One way forward is to focus on stronger communities, greater responsibility, a thriving natural world and genuine economic resilience, with human wellbeing at the heart of our policies. This is our hope, and our mission.
But we face a risk. Bailouts could be offered to carbon-intensive industries without conditions, state coffers could be used to prop up corporations rather than supporting hardworking people and the SMEs that drive much of our economy and create many of the jobs. There is a risk of panicked decision makers falling into the trap of regulatory rollback. We have already seen calls for the European Green Deal to be scrapped, the emission trading system to be dropped, for car emissions standards to be deferred. We do not have to choose this; none of this would help build a better future when we emerge from the current crisis.
The truth is it would be dangerous to return to business as usual after the Coronavirus because business as usual gave rise to many of the dangers we still face, not least climate breakdown, catastrophic loss of biodiversity and another pandemic – that of pollution, as harmful manmade substances have now found their way into almost every corner of the globe.
We now need to focus on the essentials for everyone: good living and working conditions, clean water and air, a thriving natural world, a safe climate for the next generation, and strong and functioning democracies that will continue to protect us in times of need.
To achieve this, we need to be ambitious and to make the right decisions at the right time. Here are five things the EEB will be calling for in the coming weeks:
- Develop the European Green Deal as a ‘greenprint’ for a better future: The implementation of the Green Deal should continue with the minimum of delay and the maximum of ambition, and should form the basis of a stimulus package to relaunch the EU economy in line with sustainable development. This can support human wellbeing, secure jobs, and sustainable economic activity. It will need the ambition and tools to deliver.

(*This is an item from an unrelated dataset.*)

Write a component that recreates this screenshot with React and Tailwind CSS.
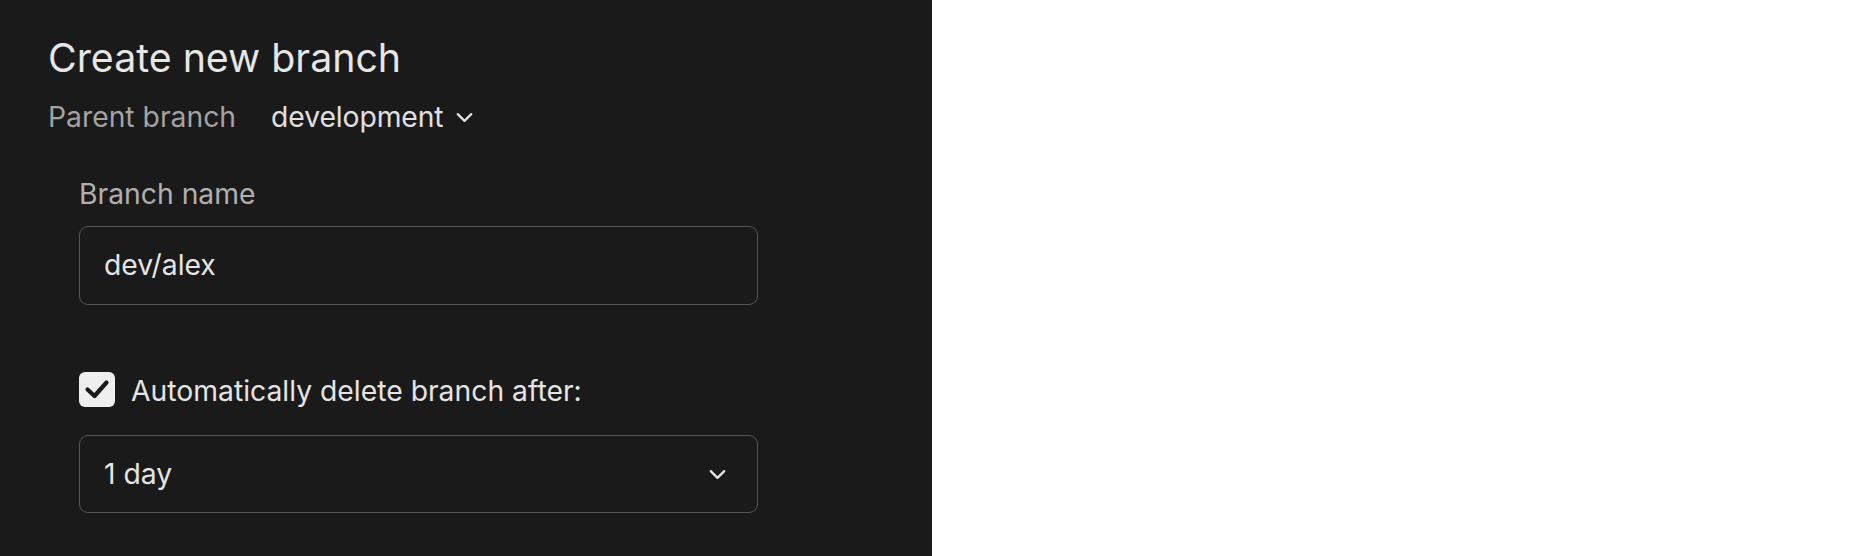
import { ChevronDown } from 'lucide-react'

function CheckBox() {
  return (
    <span className="flex items-center justify-center w-[36px] h-[35px] rounded-[6px] bg-[#efefef] shrink-0">
      <svg width="36" height="35" viewBox="0 0 36 35" fill="none">
        <polyline
          points="8.5,17.5 15.5,24 27.5,10.5"
          stroke="#1a1a1a"
          strokeWidth="4.2"
          strokeLinecap="round"
          strokeLinejoin="round"
        />
      </svg>
    </span>
  )
}

export default function App() {
  return (
    <div className="flex w-full h-[556px] bg-white font-['Inter','Noto_Sans',sans-serif]">
      {/* Left dark panel */}
      <div className="w-[932px] h-full bg-[#1a1a1a] pl-[48px] pt-[35px] shrink-0">
        <h1 className="text-[39.3px] leading-[46px] font-normal text-[#e6e6e6]">Create new branch</h1>

        <div className="flex items-center h-[36px] mt-[18px] text-[28.3px]">
          <span className="text-[#a3a3a3]">Parent branch</span>
          <span className="ml-[35px] text-[#e0e0e0] tracking-[-0.1px]">development</span>
          <ChevronDown size={27} strokeWidth={2} className="ml-[7px] text-[#e0e0e0]" />
        </div>

        {/* Form */}
        <div className="ml-[31px] mt-[41px] w-[679px]">
          <label className="block text-[28.3px] leading-[36px] text-[#b0b0b0]">Branch name</label>
          <div className="mt-[14px] h-[79px] flex items-center rounded-[9px] border-[1.5px] border-[#555555] pl-[24px] text-[28.3px] text-[#e4e4e4]">
            dev/alex
          </div>

          <div className="flex items-center gap-[16px] mt-[65px]">
            <CheckBox />
            <span className="text-[28.3px] leading-[36px] text-[#e4e4e4] pt-[3px]">Automatically delete branch after:</span>
          </div>

          <div className="mt-[26px] h-[78px] flex items-center justify-between rounded-[9px] border-[1.5px] border-[#555555] pl-[24px] pr-[26px] text-[28.3px] text-[#e4e4e4]">
            <span>1 day</span>
            <ChevronDown size={27} strokeWidth={2} className="text-[#e4e4e4]" />
          </div>
        </div>
      </div>

      {/* Right empty area */}
      <div className="flex-1 h-full bg-white" />
    </div>
  )
}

- Avoid throwing good money after bad: Bailouts are necessary, but they should be particularly targeted on the health sector, on wellbeing and on protecting the livelihoods of workers and small businesses. The transformative agenda of an ambitious European Green Deal should help determine which measures are appropriate. Money should be targeted on reducing inequalities rather than topping up profits or compensating losses in dividends. And there should be no bailouts without conditions; taxpayers’ money should never be used to issue blank cheques to business.
- Ensure democratic accountability: Big decisions that will have impacts for decades to come are being made. We need to see good governance of funding that ensures full transparency about where the money is spent; full public access to information on health risks and environmental conditions; people being put at the heart of policy making through the Climate Pact; and a systematic engagement with young people to ensure that they have a say in shaping the future.
- Cooperate across borders: Pandemics, like pollution, do not respect national boundaries. Combatting them calls for governments to cooperate and coordinate over their responses, rather than adopting fragmented national responses. The EU, the WHO and the UN each have important roles to support the fight against the Coronavirus.
- Share a vision for a better future: Leaders need to be clear and offer hope. People are suffering and experiencing fear and uncertainty. We need to know it is possible to emerge from this crisis stronger, to rebuild our economy to protect us when we are vulnerable, improve our wellbeing, strengthen our communities and build a more resilient economy. We need to know that we will learn from this crisis so we are prepared for the next. We need to believe in a better future where people and nature thrive together.
We are all in this together and we have a choice. European leaders must now step up to the challenge, history will judge how they perform in the coming weeks.